:: EXTRACTED DATA

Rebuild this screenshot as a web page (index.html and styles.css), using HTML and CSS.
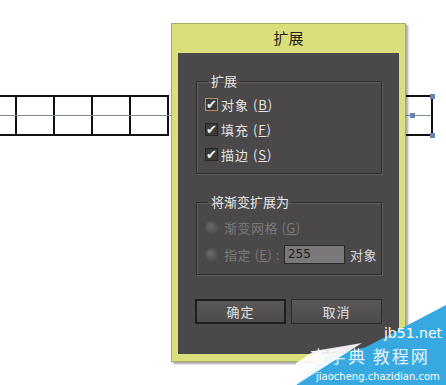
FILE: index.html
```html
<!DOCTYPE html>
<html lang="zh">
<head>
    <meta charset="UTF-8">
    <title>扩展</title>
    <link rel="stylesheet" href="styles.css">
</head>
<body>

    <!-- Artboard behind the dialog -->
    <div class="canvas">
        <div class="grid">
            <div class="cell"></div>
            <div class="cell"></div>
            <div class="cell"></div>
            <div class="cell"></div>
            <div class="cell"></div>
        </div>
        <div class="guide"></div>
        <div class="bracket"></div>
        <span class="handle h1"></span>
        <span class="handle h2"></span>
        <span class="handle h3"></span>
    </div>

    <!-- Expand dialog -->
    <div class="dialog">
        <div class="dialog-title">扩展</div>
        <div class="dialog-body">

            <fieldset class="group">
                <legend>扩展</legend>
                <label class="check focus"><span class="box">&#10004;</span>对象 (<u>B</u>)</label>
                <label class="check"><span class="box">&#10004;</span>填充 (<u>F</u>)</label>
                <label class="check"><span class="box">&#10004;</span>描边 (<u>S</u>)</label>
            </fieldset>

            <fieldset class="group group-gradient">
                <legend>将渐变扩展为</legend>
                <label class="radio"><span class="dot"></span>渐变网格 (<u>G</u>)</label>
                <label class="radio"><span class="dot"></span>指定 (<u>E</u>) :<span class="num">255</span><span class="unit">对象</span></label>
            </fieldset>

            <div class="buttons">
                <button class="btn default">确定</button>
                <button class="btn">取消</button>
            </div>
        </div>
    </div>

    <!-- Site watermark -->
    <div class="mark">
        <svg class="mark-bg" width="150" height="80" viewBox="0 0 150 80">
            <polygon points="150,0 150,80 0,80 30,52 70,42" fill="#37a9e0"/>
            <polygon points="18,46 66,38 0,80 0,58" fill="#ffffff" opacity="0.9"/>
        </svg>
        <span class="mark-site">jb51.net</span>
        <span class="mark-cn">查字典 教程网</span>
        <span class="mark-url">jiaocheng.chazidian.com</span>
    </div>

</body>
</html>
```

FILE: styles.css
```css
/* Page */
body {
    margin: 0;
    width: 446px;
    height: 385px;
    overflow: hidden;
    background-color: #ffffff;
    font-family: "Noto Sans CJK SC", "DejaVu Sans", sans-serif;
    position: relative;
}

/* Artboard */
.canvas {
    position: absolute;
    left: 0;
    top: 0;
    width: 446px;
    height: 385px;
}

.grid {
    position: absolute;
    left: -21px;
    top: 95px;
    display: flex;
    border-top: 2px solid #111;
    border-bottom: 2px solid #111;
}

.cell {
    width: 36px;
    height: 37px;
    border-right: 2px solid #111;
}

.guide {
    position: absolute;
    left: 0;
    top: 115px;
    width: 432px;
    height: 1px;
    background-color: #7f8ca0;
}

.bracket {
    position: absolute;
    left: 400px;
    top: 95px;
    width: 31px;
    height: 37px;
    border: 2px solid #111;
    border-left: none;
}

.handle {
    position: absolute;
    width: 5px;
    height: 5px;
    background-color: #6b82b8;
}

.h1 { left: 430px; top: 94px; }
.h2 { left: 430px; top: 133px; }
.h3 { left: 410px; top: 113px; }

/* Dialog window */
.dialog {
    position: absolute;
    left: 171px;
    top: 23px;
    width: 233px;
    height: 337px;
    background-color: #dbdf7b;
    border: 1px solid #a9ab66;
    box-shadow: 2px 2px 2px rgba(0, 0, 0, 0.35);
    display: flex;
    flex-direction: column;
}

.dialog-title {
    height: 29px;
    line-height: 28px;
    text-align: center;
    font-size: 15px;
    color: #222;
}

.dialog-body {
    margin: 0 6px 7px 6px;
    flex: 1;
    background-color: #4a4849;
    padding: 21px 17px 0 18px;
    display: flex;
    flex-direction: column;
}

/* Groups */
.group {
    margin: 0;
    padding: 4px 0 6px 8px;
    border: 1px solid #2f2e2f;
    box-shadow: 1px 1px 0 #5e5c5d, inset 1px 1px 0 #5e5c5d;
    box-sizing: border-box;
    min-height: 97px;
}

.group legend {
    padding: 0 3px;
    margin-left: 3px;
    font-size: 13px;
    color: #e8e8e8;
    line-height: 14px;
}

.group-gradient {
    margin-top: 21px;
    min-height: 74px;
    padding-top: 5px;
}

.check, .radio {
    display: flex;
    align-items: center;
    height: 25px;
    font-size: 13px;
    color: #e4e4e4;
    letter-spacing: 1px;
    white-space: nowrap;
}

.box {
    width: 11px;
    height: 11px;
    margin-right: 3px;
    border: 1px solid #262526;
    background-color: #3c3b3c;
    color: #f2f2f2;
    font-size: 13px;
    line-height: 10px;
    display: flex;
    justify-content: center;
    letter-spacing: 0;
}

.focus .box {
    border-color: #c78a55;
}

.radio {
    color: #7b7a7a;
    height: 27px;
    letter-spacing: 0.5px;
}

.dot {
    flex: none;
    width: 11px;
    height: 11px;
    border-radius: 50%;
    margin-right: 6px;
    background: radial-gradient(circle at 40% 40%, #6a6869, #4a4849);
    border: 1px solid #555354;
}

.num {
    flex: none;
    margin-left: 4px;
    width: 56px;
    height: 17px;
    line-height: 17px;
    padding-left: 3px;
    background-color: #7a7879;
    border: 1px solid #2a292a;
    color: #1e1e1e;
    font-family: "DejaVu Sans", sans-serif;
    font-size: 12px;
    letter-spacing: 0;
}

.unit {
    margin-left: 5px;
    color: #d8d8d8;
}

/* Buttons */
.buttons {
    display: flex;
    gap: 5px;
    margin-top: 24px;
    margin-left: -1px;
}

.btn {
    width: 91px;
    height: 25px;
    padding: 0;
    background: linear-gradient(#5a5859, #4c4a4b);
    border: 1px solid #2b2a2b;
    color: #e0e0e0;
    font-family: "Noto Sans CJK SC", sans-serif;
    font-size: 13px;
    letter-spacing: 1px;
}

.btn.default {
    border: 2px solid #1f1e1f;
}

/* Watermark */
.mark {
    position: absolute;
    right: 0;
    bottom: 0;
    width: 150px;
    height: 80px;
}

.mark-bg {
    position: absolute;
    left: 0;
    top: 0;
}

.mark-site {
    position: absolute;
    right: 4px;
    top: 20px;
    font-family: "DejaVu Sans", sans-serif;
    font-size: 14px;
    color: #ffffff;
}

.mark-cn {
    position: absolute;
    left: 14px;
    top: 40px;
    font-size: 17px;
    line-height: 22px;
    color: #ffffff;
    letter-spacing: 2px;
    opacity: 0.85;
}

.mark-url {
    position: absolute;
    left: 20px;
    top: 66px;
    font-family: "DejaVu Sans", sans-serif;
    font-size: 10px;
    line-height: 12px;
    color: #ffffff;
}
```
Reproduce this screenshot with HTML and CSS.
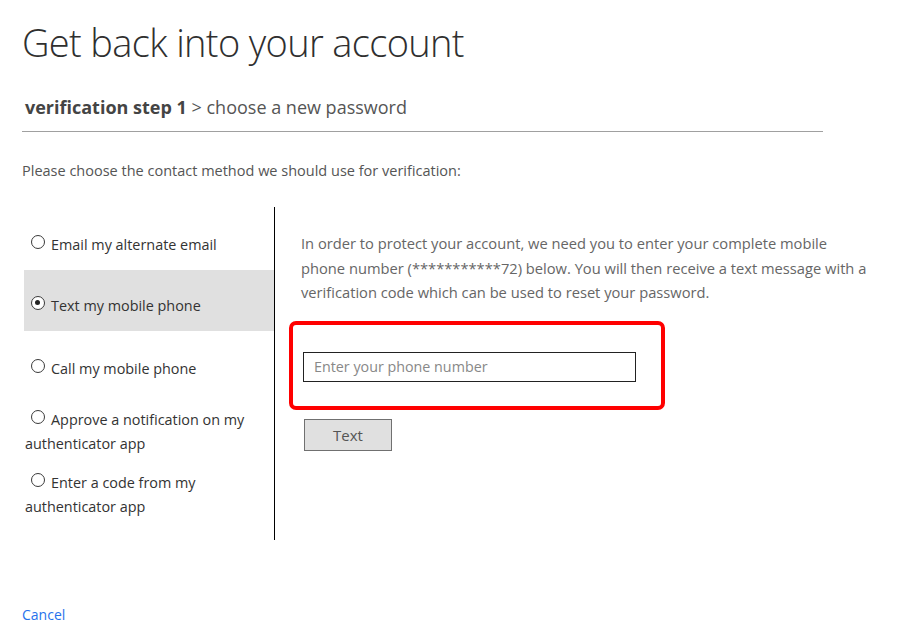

::::

Go through the listing above and list every line that has the word "screenshot".

Rebuild this screenshot as a web page (index.html and styles.css), using HTML and CSS.
Reproduce this screenshot with HTML and CSS.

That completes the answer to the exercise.